Phenomenological constraints on low-scale gravity

TL;DR

This paper analyzes constraints on the gravity scale in extra-dimensional theories, highlighting the strongest bounds from neutrino oscillations and more reliable bounds from flavor-conserved processes, with bounds ranging from 10^5 to 10^18 GeV.

Contribution

It provides a comprehensive comparison of various phenomenological constraints on the gravity scale, emphasizing the impact of broken symmetries on these bounds.

Findings

Neutrino oscillations impose the strongest lower bounds on the gravity scale.

Flavor-conserved processes yield more reliable but weaker bounds.

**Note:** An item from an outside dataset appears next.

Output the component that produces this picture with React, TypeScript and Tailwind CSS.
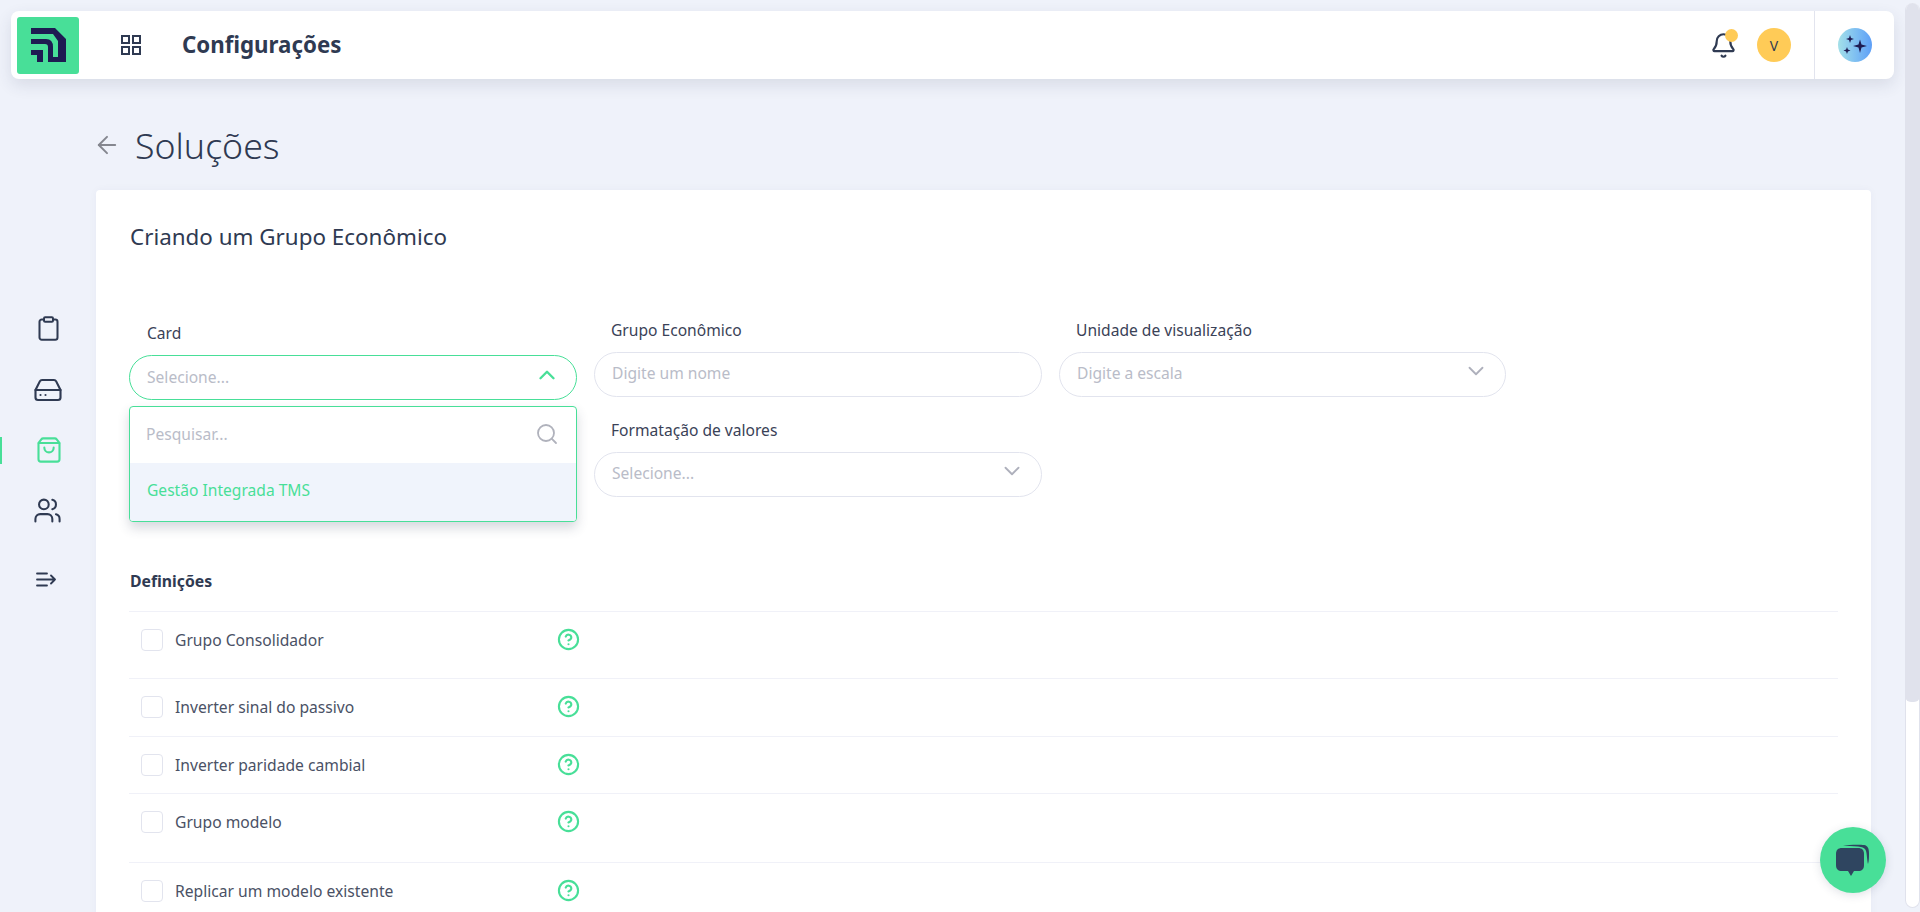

Bounds vary from 10^5 GeV to 10^18 GeV depending on assumptions.

Abstract

We study the constraints on gravity scale $M_P$ in extra-dimension gravitational theory, obtained from gravity-induced processes. The obtained constraints are subdivided into strong (though not robust) and reliable (though less strong). The strong constraints can be in principle relaxed due to some broken gauge symmetries, e.g. family symmetry. The strongest constraint is given by neutrino oscillations. For different assumptions the lower bound on $M_P$ is $10^{15} - 10^{18}$ GeV. However, it can be, in principle, reduced by broken family symmetry. More reliable bounds are due to flavor-conserved operators or those which change the flavors within one family. These bounds, obtained using the electron mass and width of $\pi \to e\nu$ decay, are $1\times 10^5$ GeV and $5\times 10^5$ GeV, for these two cases, respectively.